Потому что современные казаки однозначно плоть от плоти и дух от духа – такие же, как и наши предки, которые, без усилий громили еще пресловутую Византию и хазарский каганат!.. Когда наша молодежь будет это знать, ее дух будет несокрушимым!..

Помните: Святослава Храброго (князя!) иностранцы не могли распознать среди воинов – потому что он ничем от них не отличался… А когда вел дружину в бой, то шел с ними всегда в первой лаве… То же самое можем сказать и о временах Ивана Сирко… И о временах атамана Зеленого, Семена Грызло, Петра Дяченко и упомянутого Якова Гальчевского… И о наших временах на примере легендарного комбата батальона "Киевская Русь", светлой памяти Александра Гуменюка, который в бой всегда шел во главе собратьев, и которого за его украинский атаманский заботливый нрав называли батьком, сокращенно – "Батя"… Да: за тысячи лет пазлы целостного украинского мира не растерялись, – важно, чтобы каждый собственными усилиями набожно и почтительно сложил их в собственном сознании.

— Сфера охвата общества современным кобзарством – то есть, фестивали, кобзарский цех, отдельные выступления – ее достаточно для того, чтобы продолжалась традиция?

— Не удивляйтесь, но думаю, что достаточно. И вот так, как есть, так оно на данном этапе и может быть. Вот давайте посмотрим вокруг: потребность в нашем искусстве у этих людей, которые сейчас мимо нас проходят, она большая? Нет, она, увы, невелика. Поэтому, соответственно, количество кобзарей сейчас тоже небольшое. И хотелось бы, чтобы одновременно с ростом национального сознания росла и потребность в национальной культуре. В наше мутно-мультикультурное время каждый сейчас имеет свободу выбора… Можно, скажем, надеть брендовую чужую одежду и как белка в колесе гоняться за модой, гламуром, иллюзией престижа… А можно надеть родную вышитую одежду – (она и значительно красивее!), но, главное, – это связь с предками, со Вселенной, традиции, это оздоровление организма, это защита.

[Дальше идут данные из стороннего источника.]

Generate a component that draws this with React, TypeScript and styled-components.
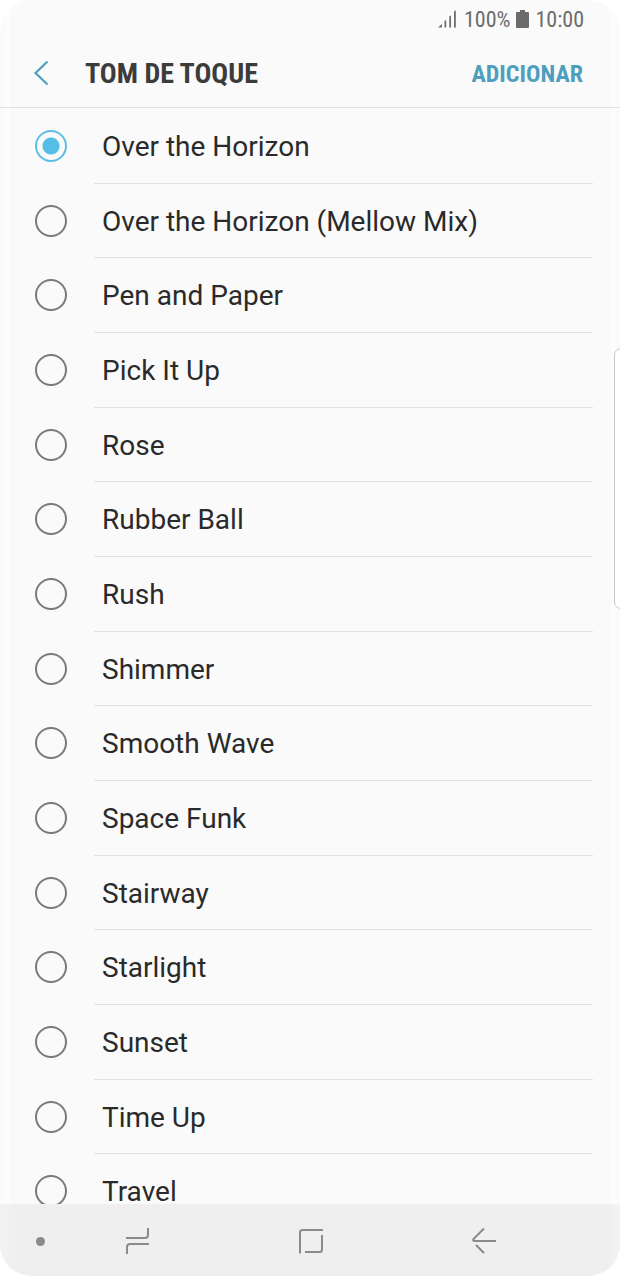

— Песня тоже есть в этой системе?

— И так же песня, так же кобзарство: только для изысканных людей, которые душой и сознанием до этого доросли.

— У вас есть такая хорошая фраза, что песня лечит не только душу, она может лечить и нацию, если эта песня правильная. Как это действует?

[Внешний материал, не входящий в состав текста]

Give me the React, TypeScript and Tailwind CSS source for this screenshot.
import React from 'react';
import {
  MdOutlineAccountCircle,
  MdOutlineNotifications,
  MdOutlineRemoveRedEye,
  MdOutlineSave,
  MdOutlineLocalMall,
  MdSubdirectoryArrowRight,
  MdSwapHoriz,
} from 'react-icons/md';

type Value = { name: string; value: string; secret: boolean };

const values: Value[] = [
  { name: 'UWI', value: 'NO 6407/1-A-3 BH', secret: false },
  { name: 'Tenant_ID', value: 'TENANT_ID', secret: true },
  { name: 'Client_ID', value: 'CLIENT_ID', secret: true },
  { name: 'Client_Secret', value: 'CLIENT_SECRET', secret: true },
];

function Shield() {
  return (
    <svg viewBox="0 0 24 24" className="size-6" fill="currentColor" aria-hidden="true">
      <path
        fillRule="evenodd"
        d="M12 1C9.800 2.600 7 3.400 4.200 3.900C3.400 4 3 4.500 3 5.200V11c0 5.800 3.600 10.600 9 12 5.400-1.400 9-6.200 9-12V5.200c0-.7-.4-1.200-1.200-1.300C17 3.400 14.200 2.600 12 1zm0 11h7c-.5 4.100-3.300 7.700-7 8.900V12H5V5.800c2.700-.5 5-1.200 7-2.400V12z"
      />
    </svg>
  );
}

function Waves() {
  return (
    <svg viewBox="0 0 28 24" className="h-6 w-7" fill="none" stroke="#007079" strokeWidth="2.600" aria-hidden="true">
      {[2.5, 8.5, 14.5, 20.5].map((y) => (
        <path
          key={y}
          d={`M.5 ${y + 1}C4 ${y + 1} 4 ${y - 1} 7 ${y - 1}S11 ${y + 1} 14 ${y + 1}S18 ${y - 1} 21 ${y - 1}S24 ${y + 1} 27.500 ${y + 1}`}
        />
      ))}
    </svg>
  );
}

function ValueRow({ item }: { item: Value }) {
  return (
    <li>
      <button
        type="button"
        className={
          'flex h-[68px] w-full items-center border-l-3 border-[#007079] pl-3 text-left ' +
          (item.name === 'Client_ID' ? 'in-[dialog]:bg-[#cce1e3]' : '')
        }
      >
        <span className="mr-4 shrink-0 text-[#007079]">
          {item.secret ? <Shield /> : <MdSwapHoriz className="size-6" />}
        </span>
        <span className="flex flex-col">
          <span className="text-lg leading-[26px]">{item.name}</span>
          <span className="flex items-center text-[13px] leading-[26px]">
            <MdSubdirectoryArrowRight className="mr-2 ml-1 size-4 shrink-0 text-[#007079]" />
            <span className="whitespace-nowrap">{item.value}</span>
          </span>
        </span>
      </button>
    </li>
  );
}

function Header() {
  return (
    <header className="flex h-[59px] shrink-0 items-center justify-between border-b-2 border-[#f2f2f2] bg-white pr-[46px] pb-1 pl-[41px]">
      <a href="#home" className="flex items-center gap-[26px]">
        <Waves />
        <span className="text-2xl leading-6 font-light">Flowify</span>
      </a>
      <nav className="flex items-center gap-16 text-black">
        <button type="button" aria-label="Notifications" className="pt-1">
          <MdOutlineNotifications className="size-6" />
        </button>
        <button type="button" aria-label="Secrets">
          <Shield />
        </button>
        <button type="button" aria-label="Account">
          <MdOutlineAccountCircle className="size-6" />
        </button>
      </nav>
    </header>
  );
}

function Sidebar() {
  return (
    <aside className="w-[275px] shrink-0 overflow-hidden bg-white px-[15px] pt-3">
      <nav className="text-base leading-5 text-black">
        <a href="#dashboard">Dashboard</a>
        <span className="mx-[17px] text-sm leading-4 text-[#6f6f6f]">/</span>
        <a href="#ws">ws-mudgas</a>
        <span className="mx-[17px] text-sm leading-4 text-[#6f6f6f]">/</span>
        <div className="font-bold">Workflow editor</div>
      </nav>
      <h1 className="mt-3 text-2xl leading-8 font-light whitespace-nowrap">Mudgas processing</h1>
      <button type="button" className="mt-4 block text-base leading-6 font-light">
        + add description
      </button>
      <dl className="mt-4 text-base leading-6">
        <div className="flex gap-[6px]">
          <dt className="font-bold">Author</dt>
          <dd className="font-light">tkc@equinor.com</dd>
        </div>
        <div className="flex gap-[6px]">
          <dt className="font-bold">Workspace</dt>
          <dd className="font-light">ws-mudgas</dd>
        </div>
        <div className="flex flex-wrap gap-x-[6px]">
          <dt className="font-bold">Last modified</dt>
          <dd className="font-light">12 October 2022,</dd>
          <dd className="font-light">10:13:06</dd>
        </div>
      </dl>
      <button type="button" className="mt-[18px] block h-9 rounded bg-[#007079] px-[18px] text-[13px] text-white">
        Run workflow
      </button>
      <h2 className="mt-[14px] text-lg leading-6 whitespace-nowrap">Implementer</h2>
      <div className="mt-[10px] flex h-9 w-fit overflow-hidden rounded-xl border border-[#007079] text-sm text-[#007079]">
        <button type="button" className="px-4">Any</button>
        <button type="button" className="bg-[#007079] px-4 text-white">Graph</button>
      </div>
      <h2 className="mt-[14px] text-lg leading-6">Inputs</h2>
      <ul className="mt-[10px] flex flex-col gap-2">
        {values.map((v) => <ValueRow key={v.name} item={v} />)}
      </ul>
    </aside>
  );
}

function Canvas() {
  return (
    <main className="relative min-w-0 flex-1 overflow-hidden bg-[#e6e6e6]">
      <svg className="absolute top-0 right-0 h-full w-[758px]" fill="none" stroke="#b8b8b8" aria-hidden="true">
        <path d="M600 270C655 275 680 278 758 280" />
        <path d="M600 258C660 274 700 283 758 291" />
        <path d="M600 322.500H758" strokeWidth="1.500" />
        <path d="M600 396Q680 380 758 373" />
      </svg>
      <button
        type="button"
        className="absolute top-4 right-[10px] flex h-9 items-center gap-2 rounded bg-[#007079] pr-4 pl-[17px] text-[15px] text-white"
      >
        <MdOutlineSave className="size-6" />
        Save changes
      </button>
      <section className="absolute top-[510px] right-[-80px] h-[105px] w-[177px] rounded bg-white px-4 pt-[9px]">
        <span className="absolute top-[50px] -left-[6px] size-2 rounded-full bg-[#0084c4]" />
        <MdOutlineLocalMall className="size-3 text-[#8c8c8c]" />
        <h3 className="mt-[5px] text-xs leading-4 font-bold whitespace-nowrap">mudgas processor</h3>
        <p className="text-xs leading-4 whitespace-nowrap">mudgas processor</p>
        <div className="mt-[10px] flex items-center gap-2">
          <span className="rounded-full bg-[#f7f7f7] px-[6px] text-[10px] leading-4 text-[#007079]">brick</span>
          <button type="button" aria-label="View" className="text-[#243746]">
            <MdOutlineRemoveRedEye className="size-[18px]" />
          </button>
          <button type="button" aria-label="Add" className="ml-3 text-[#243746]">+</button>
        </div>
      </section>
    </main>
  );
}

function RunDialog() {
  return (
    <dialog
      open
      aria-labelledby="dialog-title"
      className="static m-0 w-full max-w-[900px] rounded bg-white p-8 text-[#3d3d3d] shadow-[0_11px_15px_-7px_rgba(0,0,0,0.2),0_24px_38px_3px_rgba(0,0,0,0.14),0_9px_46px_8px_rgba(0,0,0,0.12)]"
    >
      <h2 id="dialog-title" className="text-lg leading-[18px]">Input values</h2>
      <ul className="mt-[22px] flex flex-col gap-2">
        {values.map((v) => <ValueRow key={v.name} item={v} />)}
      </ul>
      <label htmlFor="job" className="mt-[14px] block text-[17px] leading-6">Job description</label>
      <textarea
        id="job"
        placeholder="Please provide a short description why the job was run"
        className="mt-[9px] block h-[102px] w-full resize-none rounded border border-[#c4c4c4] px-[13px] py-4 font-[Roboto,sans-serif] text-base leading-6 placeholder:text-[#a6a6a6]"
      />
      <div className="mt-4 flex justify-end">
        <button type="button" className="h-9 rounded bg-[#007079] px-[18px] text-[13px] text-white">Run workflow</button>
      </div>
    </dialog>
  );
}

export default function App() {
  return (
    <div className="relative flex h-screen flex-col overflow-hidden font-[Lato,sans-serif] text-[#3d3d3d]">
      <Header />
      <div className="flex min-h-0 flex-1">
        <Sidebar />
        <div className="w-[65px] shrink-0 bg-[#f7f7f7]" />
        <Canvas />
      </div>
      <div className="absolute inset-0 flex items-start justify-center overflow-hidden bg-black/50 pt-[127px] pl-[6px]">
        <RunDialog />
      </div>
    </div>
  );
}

— Песня лечит душу народа, когда сызмальства, со школьных лет – и дома, и в школе дети будут изучать и петь песни своего народа. Начиная с котика, далее – о любви к родителям, позже – к девушке или парню, к своей стране. Ну и конечно, патриотические песни – о казаках, о сечевых стрельцах, о холодноярских атаманах, о повстанцах УПА… И тогда у воспитанного на этих песнях ребенка появляется ощущение того, что он имеет некий стержень в этой жизни, какой-то магнит, какую-то привязку.

— …ось, вокруг которой можно вращаться?

— Да. И держаться, чтобы не упасть и не сбиться с жизненного пути. Тогда ребенок будет чувствовать, что может с помощью этих песен наращивать свою внутреннюю силу, внутренний потенциал, что он рядом с другими народами тоже имеет ценное достояние. И он может рядом с ними чувствовать себя равным и самодостаточным. Даже несмотря на то, что у тех народов есть лучшие достижения (лучшие заработки, комфортнее жизнь). И вместе с тем, юный украинец будет понимать, что у них же не только уровень жизни лучше, одежда и еда качественнее. Но там есть уважение к предкам, к природе, к святым местам, к родному мировоззрению и культуре… Как для японцев вершины Фудзиямы – это нечто гораздо большее, чем просто горы, а для индийцев глубоководный Ганг – это нечто гораздо большее, чем просто река, так и для нас все то, что мы унаследовали от предков, должно осознаваться как самая большая святыня, к которой надо всегда стремиться, которую нужно беречь, лелеять, познавать всю свою жизнь, и только тогда это жизнь будет максимально полноценной, содержательной и Божественно-радостной.